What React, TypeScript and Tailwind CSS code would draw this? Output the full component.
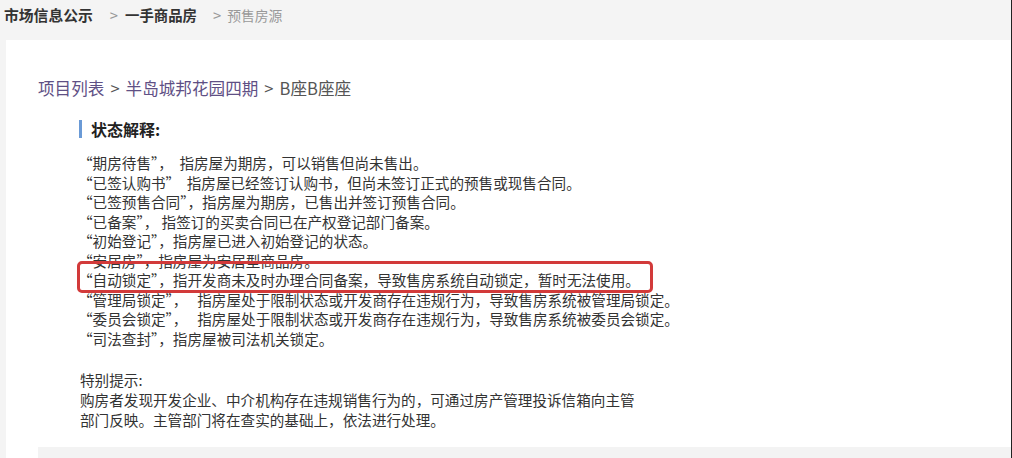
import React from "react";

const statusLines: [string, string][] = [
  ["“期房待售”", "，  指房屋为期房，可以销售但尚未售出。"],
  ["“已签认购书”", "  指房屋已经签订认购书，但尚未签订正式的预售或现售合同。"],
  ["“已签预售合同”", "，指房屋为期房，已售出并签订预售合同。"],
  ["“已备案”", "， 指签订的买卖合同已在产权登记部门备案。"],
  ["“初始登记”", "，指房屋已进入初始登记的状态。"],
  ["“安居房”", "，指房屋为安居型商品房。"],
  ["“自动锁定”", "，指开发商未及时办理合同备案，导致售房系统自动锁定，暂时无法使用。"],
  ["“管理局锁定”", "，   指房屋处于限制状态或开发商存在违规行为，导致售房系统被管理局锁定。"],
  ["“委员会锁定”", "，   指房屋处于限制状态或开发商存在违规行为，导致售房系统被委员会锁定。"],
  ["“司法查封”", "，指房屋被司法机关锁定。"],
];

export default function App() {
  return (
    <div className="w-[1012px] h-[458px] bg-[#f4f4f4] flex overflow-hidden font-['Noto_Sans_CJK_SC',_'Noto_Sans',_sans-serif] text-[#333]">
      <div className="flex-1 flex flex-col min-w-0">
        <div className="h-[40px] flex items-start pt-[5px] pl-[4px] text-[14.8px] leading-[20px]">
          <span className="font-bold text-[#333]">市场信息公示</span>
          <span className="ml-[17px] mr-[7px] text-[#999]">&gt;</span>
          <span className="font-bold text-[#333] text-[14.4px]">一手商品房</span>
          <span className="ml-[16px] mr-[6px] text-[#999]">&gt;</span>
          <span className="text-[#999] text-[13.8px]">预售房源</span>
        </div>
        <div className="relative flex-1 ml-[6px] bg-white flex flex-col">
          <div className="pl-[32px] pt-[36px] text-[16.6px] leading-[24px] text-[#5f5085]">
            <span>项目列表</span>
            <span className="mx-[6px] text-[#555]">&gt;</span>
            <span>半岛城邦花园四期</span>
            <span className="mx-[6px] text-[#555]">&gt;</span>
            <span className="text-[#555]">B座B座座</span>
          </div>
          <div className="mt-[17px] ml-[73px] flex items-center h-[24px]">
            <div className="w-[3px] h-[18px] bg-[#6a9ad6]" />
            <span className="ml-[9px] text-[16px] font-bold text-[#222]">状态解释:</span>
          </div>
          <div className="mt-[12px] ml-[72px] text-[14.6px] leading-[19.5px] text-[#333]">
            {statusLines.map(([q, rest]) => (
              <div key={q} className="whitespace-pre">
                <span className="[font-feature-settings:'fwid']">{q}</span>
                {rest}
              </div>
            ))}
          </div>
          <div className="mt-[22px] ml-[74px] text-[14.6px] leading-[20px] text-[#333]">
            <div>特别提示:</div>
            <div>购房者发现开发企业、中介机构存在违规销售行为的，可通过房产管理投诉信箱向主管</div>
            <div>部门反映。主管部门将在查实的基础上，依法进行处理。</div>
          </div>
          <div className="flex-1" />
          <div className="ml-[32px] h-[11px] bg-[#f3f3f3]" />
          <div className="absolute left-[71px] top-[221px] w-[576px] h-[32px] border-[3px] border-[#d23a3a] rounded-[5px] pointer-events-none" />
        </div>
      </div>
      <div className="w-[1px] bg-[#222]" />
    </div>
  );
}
******
Up to and including the line with "import React from", copy the data above from its first line. Skip pictures.

What React, TypeScript and Tailwind CSS code would draw this? Output the full component.
import React from "react";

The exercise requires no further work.